When a court has precluded the government from making actual policy, talk is cheap, and extreme opinions abound. Placing the question of abortion beyond normal politics allowed voters and politicians to declare themselves to be for “life” or “choice” while rarely thinking hard about which choices should be made about which lives, and by whom. If conservatives got their wish and saw Roe struck down tomorrow, they would probably be surprised by how painful and unsatisfying they’d find the legislative process. The pro-choice side, meanwhile, might discover that blue states weren’t quite as blue as they’d fancied.

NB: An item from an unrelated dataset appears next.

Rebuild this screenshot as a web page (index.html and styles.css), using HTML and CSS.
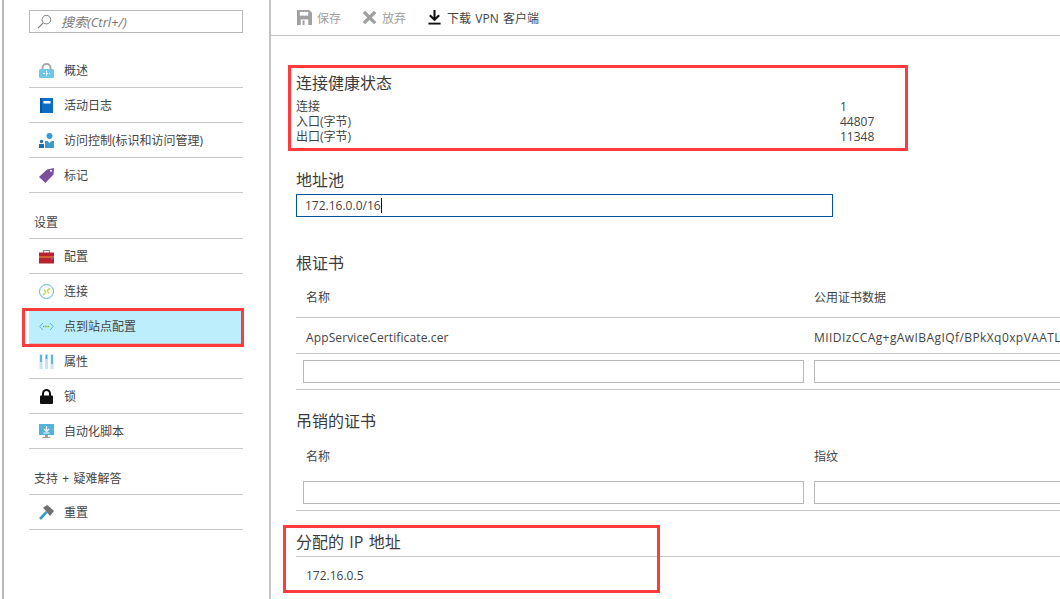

Repealing Obamacare was another cheap opinion, easy to hold because it wasn’t going to happen. As long as Democrats held the presidency (and Republicans did not have the two-thirds majority in the Senate to override a veto), conservatives could favor full repeal without meditating on the havoc that actual repeal would wreak in the insurance market. Nor did they need to do the long, hard work that the left had put in, thinking about what they wanted the insurance market to look like. Oh, there were wonks and a few legislators who had plans. But the Republican Party as a whole didn’t even really have a consensus on what role the government should play in ensuring that people had health insurance, much less what specific policies should support that role.
Had a more normal presidential nominee gotten the nod, they might have put in that work , in anticipation of a Republican administration. Instead they got Trump, and a “November Surprise” that found them completely unprepared to actually do what they’d been promising for the better part of eight years.
Now Democrats get to be the ones holding the cheap opinions about how fantastic Obamacare would be if Republicans hadn’t gone and wrecked it. That’s how American politics works now, because the old legislative system, designed to steadily grind out pork-stuffed bipartisan compromises that satisfied no one, has broken down. We now have a new system in which almost everyone is a passenger rather than a driver — and it’s much more fun for the passenger to offer backseat criticism of the driver than to read the map and try to work out how to get somewhere.